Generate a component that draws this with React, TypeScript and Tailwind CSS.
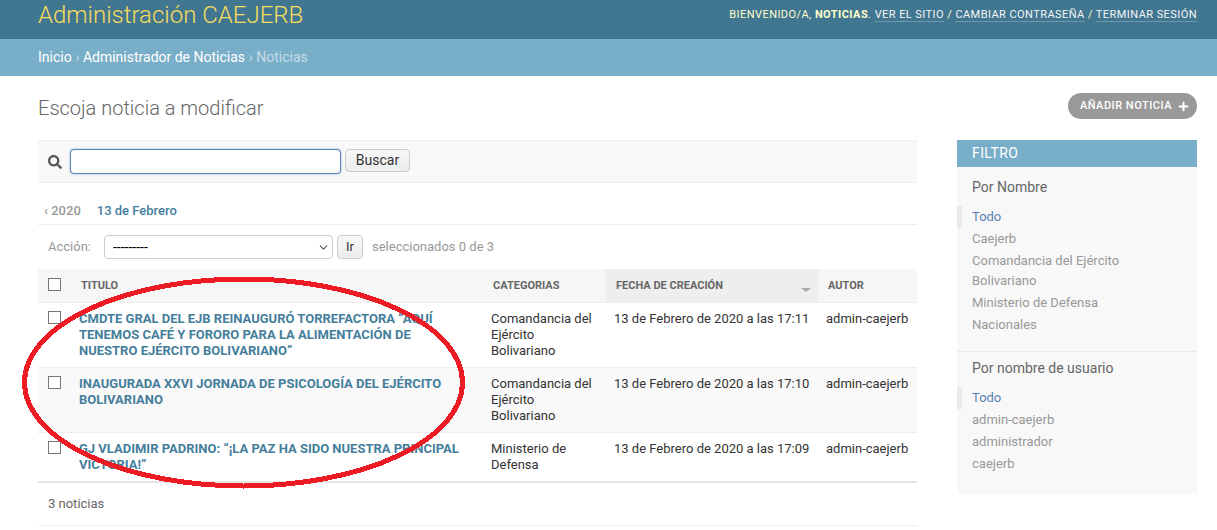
import { FaPlus, FaSearch } from 'react-icons/fa'
import { ChevronDown } from 'lucide-react'

const rows = [
    {
        title: 'CMDTE GRAL DEL EJB REINAUGURÓ TORREFACTORA “AQUÍ TENEMOS CAFÉ Y FORORO PARA LA ALIMENTACIÓN DE NUESTRO EJÉRCITO BOLIVARIANO”',
        category: 'Comandancia del Ejército Bolivariano',
        date: '13 de Febrero de 2020 a las 17:11',
    },
    {
        title: 'INAUGURADA XXVI JORNADA DE PSICOLOGÍA DEL EJÉRCITO BOLIVARIANO',
        category: 'Comandancia del Ejército Bolivariano',
        date: '13 de Febrero de 2020 a las 17:10',
    },
    {
        title: 'GJ VLADIMIR PADRINO: “¡LA PAZ HA SIDO NUESTRA PRINCIPAL VICTORIA!”',
        category: 'Ministerio de Defensa',
        date: '13 de Febrero de 2020 a las 17:09',
    },
]

const Checkbox = () => <input type="checkbox" className="m-0 block h-[13px] w-[13px] appearance-none border border-[#767676] bg-white" />

const FilterGroup = ({ title, items }: { title: string; items: string[] }) => (
    <div>
        <h3 className="pl-[15px] text-[14px] leading-[18px] text-[#666]">{title}</h3>
        <ul className="mt-[10px] text-[13px] leading-[20px] text-[#999]">
            <li className="border-l-[5px] border-[#eaeaea] py-[1px] pl-[10px] text-[#5b80b2]">Todo</li>
            {items.map((item) => (
                <li
                    key={item}
                    className="py-[1px] pr-[15px] pl-[15px]">
                    {item}
                </li>
            ))}
        </ul>
    </div>
)

export default function App() {
    return (
        <div className="relative h-[530px] w-[1217px] overflow-hidden bg-white font-['Roboto',sans-serif] text-[13px] text-[#333]">
            {/* Header */}
            <header className="flex h-[39px] items-start justify-between bg-[#417690] px-[20px] pl-[38px]">
                <div className="text-[24px] leading-[31px] font-light text-[#f5dd5d]">Administración CAEJERB</div>
                <div className="pt-[7px] text-[11px] leading-[16px] tracking-[0.44px] text-[#ffc] uppercase">
                    Bienvenido/a, <strong className="font-bold">Noticias</strong>.{' '}
                    <a className="border-b border-white/25 text-[#f5f5f5]">Ver el sitio</a> /{' '}
                    <a className="border-b border-white/25 text-[#f5f5f5]">Cambiar contraseña</a> /{' '}
                    <a className="border-b border-white/25 text-[#f5f5f5]">Terminar sesión</a>
                </div>
            </header>

            {/* Breadcrumbs */}
            <nav className="flex h-[37px] items-center bg-[#79aec8] pl-[38px] text-[14px] text-[#c4dce8]">
                <a className="text-white">Inicio</a>
                <span className="px-[3.5px]">›</span>
                <a className="text-white">Administrador de Noticias</a>
                <span className="px-[3.5px]">›</span>
                Noticias
            </nav>

            <main className="pr-[20px] pl-[38px]">
                <div className="flex h-[64px] items-start justify-between pt-[17px]">
                    <h1 className="text-[20px] leading-[30px] font-light text-[#666]">Escoja noticia a modificar</h1>
                    <a className="flex h-[26px] items-center gap-[6px] rounded-full bg-[#999] pr-[8px] pl-[12px] text-[11px] font-medium tracking-[0.5px] text-white uppercase">
                        Añadir noticia
                        <FaPlus className="h-[11px] w-[11px]" />
                    </a>
                </div>

                <div className="flex items-start gap-[40px]">
                    <div className="w-[879px]">
                        {/* Search */}
                        <div className="flex h-[43px] items-start gap-[4px] border-y border-[#eee] bg-[#f8f8f8] pt-[8px] pl-[10px]">
                            <FaSearch className="mt-[6px] mr-[4px] h-[14px] w-[14px] text-[#555]" />
                            <input className="h-[25px] w-[271px] rounded-[4px] border border-[#5b80b2] bg-white shadow-[0_0_2px_#7f9fd0] outline-none" />
                            <button className="h-[23px] w-[65px] rounded-[4px] border border-[#ccc] bg-gradient-to-b from-[#f8f8f8] to-[#ececec] pb-[2px] text-[14px] leading-none text-[#333]">
                                Buscar
                            </button>
                        </div>

                        {/* Date hierarchy */}
                        <div className="flex h-[42px] items-end border-b border-[#eee] pb-[5px] pl-[6px] text-[13px] leading-[16px] font-medium">
                            <a className="text-[#999]">‹ 2020</a>
                            <a className="ml-[16px] text-[#447e9b]">13 de Febrero</a>
                        </div>

                        {/* Actions */}
                        <div className="flex h-[44px] items-center pl-[10px] text-[#999]">
                            <span className="w-[56px]">Acción:</span>
                            <div className="relative h-[24px] w-[229px]">
                                <select className="h-full w-full appearance-none rounded-[4px] border border-[#ccc] bg-white pl-[8px] text-[14px] text-black">
                                    <option>---------</option>
                                </select>
                                <ChevronDown className="pointer-events-none absolute top-[6px] right-[3px] h-[13px] w-[13px] text-[#555]" strokeWidth={2} />
                            </div>
                            <button className="ml-[4px] h-[24px] w-[26px] rounded-[4px] border border-[#ccc] bg-gradient-to-b from-[#f8f8f8] to-[#ececec] text-[13px] text-[#333]">
                                Ir
                            </button>
                            <span className="ml-[9px]">seleccionados 0 de 3</span>
                        </div>

                        {/* Results */}
                        <table className="w-full table-fixed border-collapse border-b-2 border-[#e5e5e5] leading-[16px]">
                            <colgroup>
                                <col className="w-[33px]" />
                                <col className="w-[412px]" />
                                <col className="w-[123px]" />
                                <col className="w-[212px]" />
                                <col className="w-[99px]" />
                            </colgroup>
                            <thead>
                                <tr className="h-[33px] bg-[#f6f6f6] text-left text-[11px] font-bold text-[#666] uppercase">
                                    <th className="pb-[2px] pl-[10px] align-middle">
                                        <Checkbox />
                                    </th>
                                    <th className="pt-[2px] pl-[10px]">Titulo</th>
                                    <th className="pt-[2px] pl-[10px]">Categorias</th>
                                    <th className="relative bg-[#eeeeee] pt-[2px] pl-[10px]">
                                        Fecha de creación
                                        <span className="absolute top-[19px] right-[7px] h-0 w-0 border-x-[5px] border-t-[4px] border-x-transparent border-t-[#aaa]" />
                                    </th>
                                    <th className="pt-[2px] pl-[10px]">Autor</th>
                                </tr>
                            </thead>
                            <tbody>
                                {rows.map((row, i) => (
                                    <tr key={row.date} className={i === 1 ? 'border-t border-[#eee] bg-[#f9f9f9]' : 'border-t border-[#eee]'}>
                                        <td className="pt-[8px] pl-[10px] align-top">
                                            <Checkbox />
                                        </td>
                                        <td className="py-[8px] pr-[16px] pl-[8px] align-top font-bold text-[#447e9b]">{row.title}</td>
                                        <td className="px-[8px] py-[8px] align-top">{row.category}</td>
                                        <td className="px-[8px] py-[8px] align-top">{row.date}</td>
                                        <td className="px-[8px] py-[8px] align-top">admin-caejerb</td>
                                    </tr>
                                ))}
                            </tbody>
                        </table>

                        <p className="h-[43px] border-b border-[#eee] pt-[13px] pl-[10px] leading-[16px] text-[#666]">3 noticias</p>
                    </div>

                    {/* Filter */}
                    <aside className="h-[354px] w-[240px] bg-[#f8f8f8]">
                        <h2 className="h-[27px] bg-[#79aec8] pl-[15px] text-[14px] leading-[27px] tracking-[0.4px] text-white uppercase">Filtro</h2>
                        <div className="border-b border-[#eaeaea] pt-[11px] pb-[15px]">
                            <FilterGroup title="Por Nombre" items={['Caejerb', 'Comandancia del Ejército Bolivariano', 'Ministerio de Defensa', 'Nacionales']} />
                        </div>
                        <div className="pt-[7px]">
                            <FilterGroup title="Por nombre de usuario" items={['admin-caejerb', 'administrador', 'caejerb']} />
                        </div>
                    </aside>
                </div>
            </main>

            {/* Red hand-drawn circle over the results */}
            <svg className="pointer-events-none absolute top-0 left-0" width="1217" height="530" fill="none" shapeRendering="crispEdges">
                <ellipse cx="243.5" cy="382.5" rx="219" ry="103.5" stroke="#ed1c24" strokeWidth="5" />
            </svg>
        </div>
    )
}
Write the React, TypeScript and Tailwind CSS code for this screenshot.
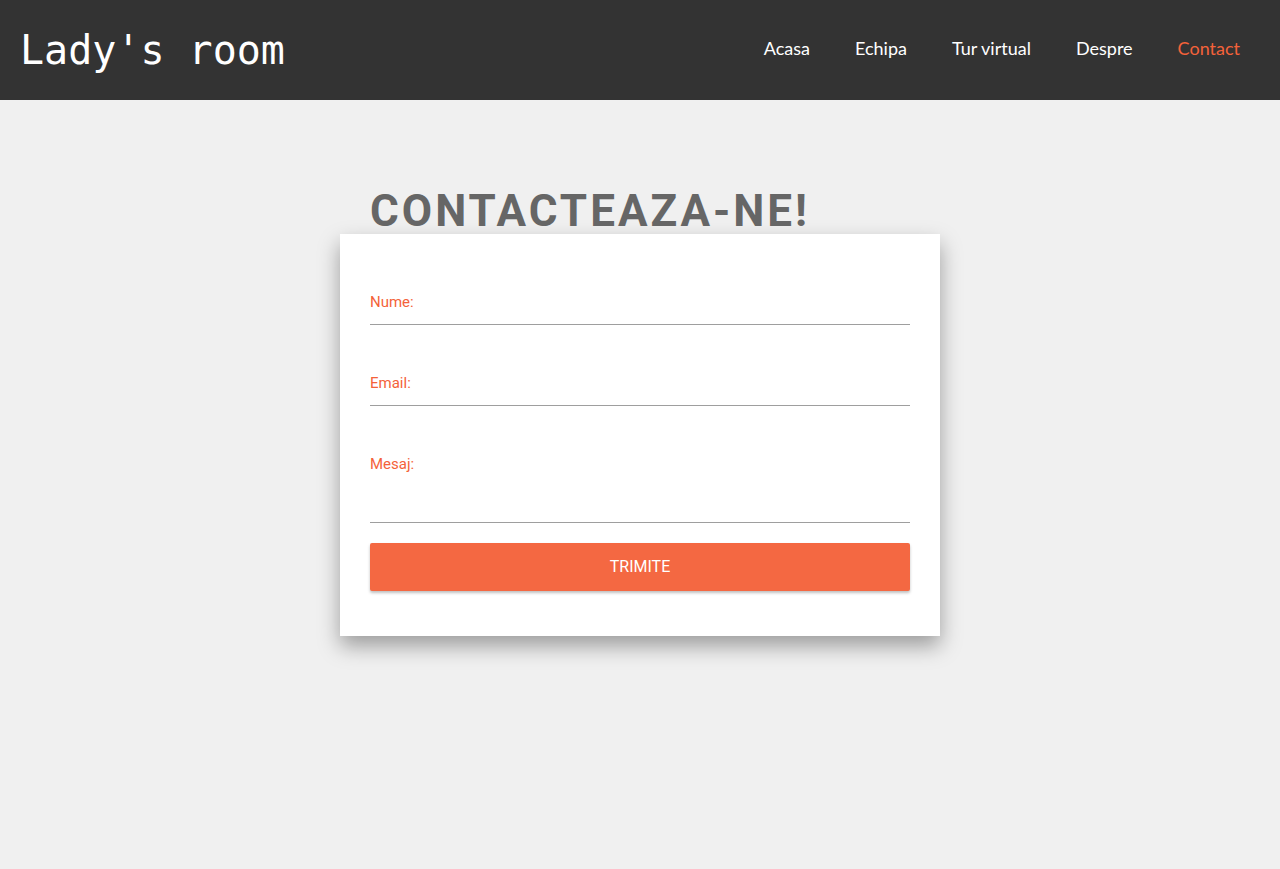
export default function App() {
  const links = ["Acasa", "Echipa", "Tur virtual", "Despre", "Contact"];

  return (
    <div className="min-h-screen bg-[#f0f0f0]">
      <header className="h-[100px] bg-[#333333] flex items-center justify-between pl-5 pr-10">
        <h1 className="text-[40px] text-white font-['DejaVu_Sans_Mono',monospace] leading-none">
          Lady's room
        </h1>
        <nav className="flex gap-[45px] mb-1 font-['Lato',sans-serif] text-[18px]">
          {links.map((l) => (
            <a
              key={l}
              href="#"
              className={l === "Contact" ? "text-[#f4623a]" : "text-white"}
            >
              {l}
            </a>
          ))}
        </nav>
      </header>

      <main className="w-[600px] mx-auto pt-[89px] font-['Roboto',sans-serif]">
        <h2 className="pl-[30px] text-[44px] leading-none font-bold tracking-[3px] text-[#666666]">
          CONTACTEAZA-NE!
        </h2>
        <form
          className="mt-px bg-white px-[30px] pt-[58px] pb-[45px] shadow-[0_10px_20px_rgba(0,0,0,0.35)]"
          onSubmit={(e) => e.preventDefault()}
        >
          <div className="flex flex-col">
            <label className="text-[15px] leading-5 text-[#f4623a]">Nume:</label>
            <input className="h-[13px] border-b border-[#9e9e9e] outline-none" />
          </div>
          <div className="flex flex-col mt-12">
            <label className="text-[15px] leading-5 text-[#f4623a]">Email:</label>
            <input className="h-[13px] border-b border-[#9e9e9e] outline-none" />
          </div>
          <div className="flex flex-col mt-12">
            <label className="text-[15px] leading-5 text-[#f4623a]">Mesaj:</label>
            <textarea className="h-[49px] resize-none border-b border-[#9e9e9e] outline-none" />
          </div>
          <button
            type="submit"
            className="mt-5 w-full h-12 rounded-[2px] bg-[#f46842] text-white text-[16px] shadow-[0_2px_3px_rgba(0,0,0,0.25)]"
          >
            TRIMITE
          </button>
        </form>
      </main>
    </div>
  );
}
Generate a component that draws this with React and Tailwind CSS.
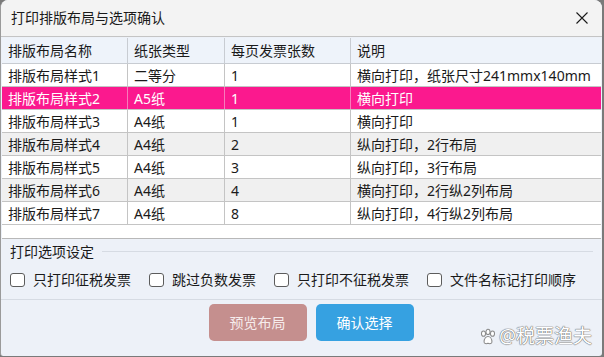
import React from 'react';

const ROWS = [
  ['排版布局样式1', '二等分', '1', '横向打印，纸张尺寸241mmx140mm'],
  ['排版布局样式2', 'A5纸', '1', '横向打印'],
  ['排版布局样式3', 'A4纸', '1', '横向打印'],
  ['排版布局样式4', 'A4纸', '2', '纵向打印，2行布局'],
  ['排版布局样式5', 'A4纸', '3', '纵向打印，3行布局'],
  ['排版布局样式6', 'A4纸', '4', '横向打印，2行纵2列布局'],
  ['排版布局样式7', 'A4纸', '8', '纵向打印，4行纵2列布局'],
];

const HEADERS = ['排版布局名称', '纸张类型', '每页发票张数', '说明'];

const OPTIONS = ['只打印征税发票', '跳过负数发票', '只打印不征税发票', '文件名标记打印顺序'];

const COLS = 'grid grid-cols-[126px_97px_126px_1fr]';

function Checkbox({ label }) {
  return (
    <label className="flex items-center gap-[8px]">
      <span className="w-[15px] h-[14px] rounded-[3px] border border-[#5c5c5c] bg-white" />
      <span>{label}</span>
    </label>
  );
}

function Paw() {
  return (
    <svg width="18" height="18" viewBox="0 0 16 16" className="mr-[2px]">
      <g fill="#fff" stroke="#8a8a8a" strokeWidth="0.9">
        <ellipse cx="4" cy="5" rx="1.8" ry="2.3" />
        <ellipse cx="8" cy="3.5" rx="1.8" ry="2.3" />
        <ellipse cx="12" cy="5" rx="1.8" ry="2.3" />
        <path d="M4.5 12.5 C4.5 9 6.5 7.5 8 7.5 C9.5 7.5 11.5 9 11.5 12.5 C11.5 14 9.5 14.2 8 13.6 C6.5 14.2 4.5 14 4.5 12.5 Z" />
      </g>
    </svg>
  );
}

export default function App() {
  return (
    <div className="w-[604px] h-[357px] bg-[#7a7a7a] overflow-hidden font-['Noto_Sans','Noto_Sans_CJK_SC',sans-serif] text-[14px] text-[#1a1a1a]">
      <div className="w-[602px] h-[356px] bg-[#edf1f8] rounded-t-[8px] rounded-b-[3px] flex flex-col overflow-hidden border-l border-[#9a9a9a]">
        {/* Title bar */}
        <div className="h-[37px] shrink-0 bg-[#f3f3f3] border-b border-[#c4c4c4] flex items-center justify-between pl-[10px] pr-[14px]">
          <span className="leading-none">打印排版布局与选项确认</span>
          <svg width="12" height="12" viewBox="0 0 12 12">
            <path d="M0.5 0.5 L11.5 11.5 M11.5 0.5 L0.5 11.5" stroke="#1a1a1a" strokeWidth="1.1" />
          </svg>
        </div>

        {/* Table */}
        <div className="mx-[1px] mt-[1px] h-[201px] shrink-0 bg-[#fafafa] border-b border-[#b8b8b8] flex flex-col">
          <div className={`${COLS} h-[26px] bg-[#eef3fa] border-b border-[#c8ccd2]`}>
            {HEADERS.map((h, i) => (
              <div key={h} className={`flex items-center pl-[6px] ${i < 3 ? 'border-r border-[#c8ccd2]' : ''}`}>
                {h}
              </div>
            ))}
          </div>
          {ROWS.map((row, r) => {
            const selected = r === 1;
            const bg = selected ? 'bg-[#fb198e] text-white' : r % 2 === 1 ? 'bg-[#f0f0f0]' : 'bg-white';
            return (
              <div key={r} className={`${COLS} h-[23px] border-b border-[#c4c4c4] ${bg}`}>
                {row.map((cell, i) => (
                  <div
                    key={i}
                    className={`flex items-center pl-[6px] whitespace-nowrap overflow-hidden ${i < 3 ? (selected ? 'border-r border-[#f77bbb]' : 'border-r border-[#c4c4c4]') : ''}`}
                  >
                    {cell}
                  </div>
                ))}
              </div>
            );
          })}
          <div className="flex-1 bg-white" />
        </div>

        {/* Options group */}
        <div className="h-[61px] shrink-0 px-[9px] border-b border-[#d6dbe3] flex flex-col">
          <div className="flex items-center gap-[8px] h-[24px]">
            <span>打印选项设定</span>
            <span className="flex-1 h-px bg-[#d6dbe3]" />
          </div>
          <div className="flex items-center gap-[18px] mt-[6px]">
            {OPTIONS.map((o) => (
              <Checkbox key={o} label={o} />
            ))}
          </div>
        </div>

        {/* Buttons */}
        <div className="relative flex-1 flex justify-center gap-[9px] pt-[4px] pl-[19px]">
          <button className="w-[98px] h-[37px] rounded-[5px] bg-[#c58f8e] text-[#f6ecec]">预览布局</button>
          <button className="w-[98px] h-[37px] rounded-[5px] bg-[#36a1e1] text-white">确认选择</button>
          <div className="absolute right-[10px] bottom-[10px] flex items-center text-[19px] leading-none text-white [text-shadow:0_0_1px_#6f6f6f,0_0_1px_#6f6f6f,0_0_1px_#6f6f6f]">
            <Paw />
            <span>@税票渔夫</span>
          </div>
        </div>
      </div>
    </div>
  );
}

::::::

» **TASK STATEMENT**: Out of the records above, set down only the lines from the one that contains "Generate a component that draws this with React and" through the one that contains "const HEADERS = ['排版布局名称', '纸张类型', '每页发票张数', '说明'];", unchanged and without the pictures.

» **COMPLETE RESPONSE**:
Generate a component that draws this with React and Tailwind CSS.
import React from 'react';

const ROWS = [
  ['排版布局样式1', '二等分', '1', '横向打印，纸张尺寸241mmx140mm'],
  ['排版布局样式2', 'A5纸', '1', '横向打印'],
  ['排版布局样式3', 'A4纸', '1', '横向打印'],
  ['排版布局样式4', 'A4纸', '2', '纵向打印，2行布局'],
  ['排版布局样式5', 'A4纸', '3', '纵向打印，3行布局'],
  ['排版布局样式6', 'A4纸', '4', '横向打印，2行纵2列布局'],
  ['排版布局样式7', 'A4纸', '8', '纵向打印，4行纵2列布局'],
];

const HEADERS = ['排版布局名称', '纸张类型', '每页发票张数', '说明'];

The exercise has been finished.